Плоды его мы увидим не сейчас, а спустя 10 или 12 лет. Часто говорил я об этом с бедным Боголеповым, и он как будто начинал склоняться к моим доводам. Милый дядя Сергей, я не увлекаюсь, а тем не менее действую под впечатлением последних событий! Я утверждаю, и ты со мной согласишься, что худшего положения учебного строя не может быть. Поэтому исправление его необходимо, но исправление спокойное, разумное и основанное на твердо выработанной мною программе, о чем я тебе, кажется, говорил в январе.
Ни о каких Анрепах или Ковалевских я даже не слыхал.
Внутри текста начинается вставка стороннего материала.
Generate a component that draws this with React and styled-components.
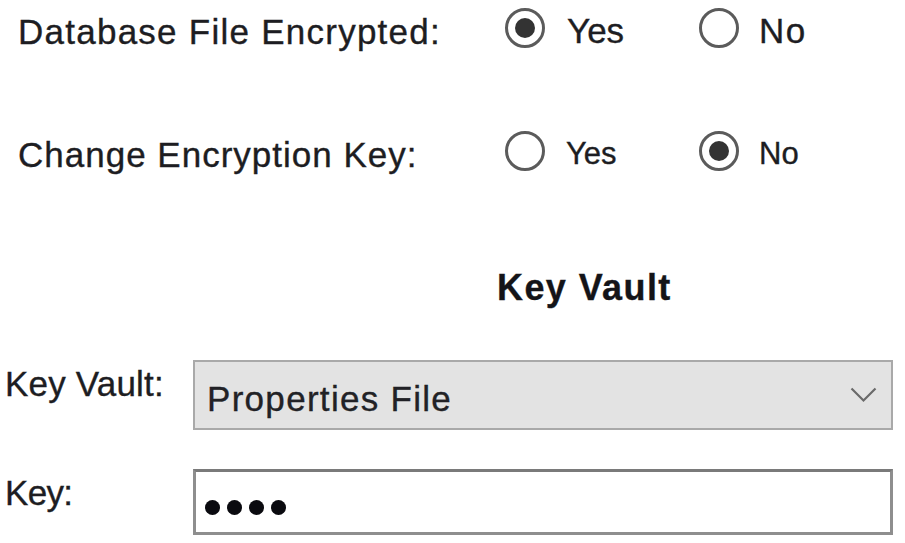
import styled, { createGlobalStyle } from "styled-components";

const GlobalStyle = createGlobalStyle`
  html, body {
    margin: 0;
    background: #ffffff;
  }
  body {
    font-family: "Liberation Sans", Arial, sans-serif;
    color: #1d1d22;
    -webkit-text-stroke: 0.35px #1d1d22;
  }
`;

const Page = styled.div`
  width: 905px;
  height: 543px;
  overflow: hidden;
  display: flex;
  flex-direction: column;
`;

const RadioRow = styled.div`
  display: flex;
  align-items: center;
  height: 56px;
  padding-left: 18px;
  margin-top: ${(p) => p.$top || 0}px;
`;

const RowLabel = styled.div`
  width: 487px;
  font-size: 35px;
  padding-top: 8px;
  letter-spacing: ${(p) => p.$spacing || 0}px;
  white-space: nowrap;
`;

const Option = styled.label`
  display: flex;
  align-items: center;
  gap: ${(p) => p.$gap || 21}px;
  width: ${(p) => p.$width || "auto"};
`;

const Circle = styled.span`
  position: relative;
  box-sizing: border-box;
  width: 40px;
  height: 40px;
  border-radius: 50%;
  border: 3px solid #5b5b5b;
  background: #fff;
  flex: none;

  &::after {
    content: "";
    display: ${(p) => (p.$checked ? "block" : "none")};
    position: absolute;
    left: 7px;
    top: 7px;
    width: 20px;
    height: 20px;
    border-radius: 50%;
    background: #333333;
  }
`;

const OptionText = styled.span`
  font-size: ${(p) => p.$size || 35}px;
  padding-top: 6px;
  letter-spacing: ${(p) => p.$spacing || 0}px;
`;

const Heading = styled.h2`
  margin: 88px 0 0;
  padding-left: 497px;
  font-size: 36px;
  line-height: 42px;
  font-weight: bold;
  letter-spacing: 1.4px;
  color: #141418;
`;

const FieldRow = styled.div`
  display: flex;
  align-items: flex-start;
  margin-top: ${(p) => p.$top}px;
`;

const FieldLabel = styled.div`
  box-sizing: border-box;
  width: 193px;
  padding-left: 5px;
  margin-top: 4px;
  font-size: 35px;
  line-height: 40px;
  letter-spacing: ${(p) => p.$spacing || 0}px;
  white-space: nowrap;
`;

const Combo = styled.div`
  box-sizing: border-box;
  width: 700px;
  height: 70px;
  display: flex;
  align-items: center;
  justify-content: space-between;
  padding: 8px 14px 0 12px;
  background: #e3e3e3;
  border: 2px solid #a9a9a9;
`;

const ComboText = styled.span`
  font-size: 35px;
  letter-spacing: 1.3px;
  color: #222226;
`;

const Chevron = styled.svg`
  width: 27px;
  height: 16px;
  margin-top: -8px;
  flex: none;
`;

const KeyInput = styled.div`
  box-sizing: border-box;
  width: 700px;
  height: 66px;
  display: flex;
  align-items: center;
  gap: 7px;
  padding: 10px 0 0 9px;
  background: #ffffff;
  border: 3px solid #8e8e8e;
  border-top-color: #7a7a7a;
`;

const Dot = styled.span`
  width: 15px;
  height: 15px;
  border-radius: 50%;
  background: #0a0a0f;
`;

function Radio({ checked, label, width, gap, spacing, size }) {
  return (
    <Option $width={width} $gap={gap}>
      <Circle $checked={checked} />
      <OptionText $spacing={spacing} $size={size}>
        {label}
      </OptionText>
    </Option>
  );
}

export default function App() {
  return (
    <>
      <GlobalStyle />
      <Page>
        <RadioRow>
          <RowLabel $spacing={1.25}>Database File Encrypted:</RowLabel>
          <Radio checked label="Yes" width="194px" gap={22} />
          <Radio label="No" gap={20} spacing={1.5} />
        </RadioRow>
        <RadioRow $top={67}>
          <RowLabel $spacing={1}>Change Encryption Key:</RowLabel>
          <Radio label="Yes" width="194px" gap={21} size={31} />
          <Radio checked label="No" gap={20} size={31} />
        </RadioRow>

        <Heading>Key Vault</Heading>

        <FieldRow $top={51}>
          <FieldLabel $spacing={0.2}>Key Vault:</FieldLabel>
          <Combo>
            <ComboText>Properties File</ComboText>
            <Chevron viewBox="0 0 27 16">
              <path d="M1.5 1.5 L13.5 13.5 L25.5 1.5" fill="none" stroke="#6a6a6a" strokeWidth="2.2" />
            </Chevron>
          </Combo>
        </FieldRow>

        <FieldRow $top={39}>
          <FieldLabel $spacing={-0.7}>Key:</FieldLabel>
          <KeyInput>
            <Dot />
            <Dot />
            <Dot />
            <Dot />
          </KeyInput>
        </FieldRow>
      </Page>
    </>
  );
}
Сейчас нужен мне военный человек. Я прямо скажу, что я думаю о Ванновском и впредь знаю, что, к сожалению, встречу полное неодобрение с твоей стороны. Делаю этот выбор прямо по внутреннему убеждению, не спрося ничьего мнения. Его имя связано для меня с именем моего отца, а это, как и тебе, для меня все! Завтра увижу генерал-адъютанта Черткова и надеюсь, что он примет назначение в Варшаву. Воронцов упорно отказывается.
На Страстной мы будем говеть, так приятно, что в Царском.
Прошу тебя искренно простить меня как за прежние невольные грехи, так и за это письмо. Ты знаешь, как всецело я доверяю тебе и насколько ты всегда оправдывал все ожидания дорогого Папá и мои так же. Поэтому прости мое минутное неудовольствие, выразившееся в начале письма.
Сердечно обнимаю тебя и милую Эллу. Аликс вас крепко целует. Она и дети, слава Богу, здоровы.
Всем сердцем тебя любящий
Ники.
21 марта 1902 года.
С.-Петербург.
Моя милая дорогая Мамá!
Это письмо мое имеет совершенно деловой характер. При отъезде ты мне сказала, чтобы я писал тебе и о серьезных предметах. Теперь на очереди один весьма важный вопрос, о котором я буду вести речь.
В прошлую субботу во время доклада Ванновский сказал мне, что его проект о преобразовании школы будет готов скоро и что он желал бы внести его на рассмотрение Государственного Совета 15 апреля. Я ему ответил, что я боюсь слишком торопливого рассмотрения такого громадной важности вопроса до лета и что я сомневаюсь, пройдет ли он даже! Я во многом не согласен с предлагаемыми мерами; опять повторил ему мои беспокойства относительно Мещанинова, который является главным инициатором ломки нашей школы и, наконец, вынужден был откровенно, но мягко сказать Банковскому, что очень затрудняюсь утвердить этот проект согласно его мнения. Старик возразил мне на это, что он уйдет. Я попросил его не сердиться на меня и подождать спокойно следующего доклада, когда я ему дам окончательный ответ.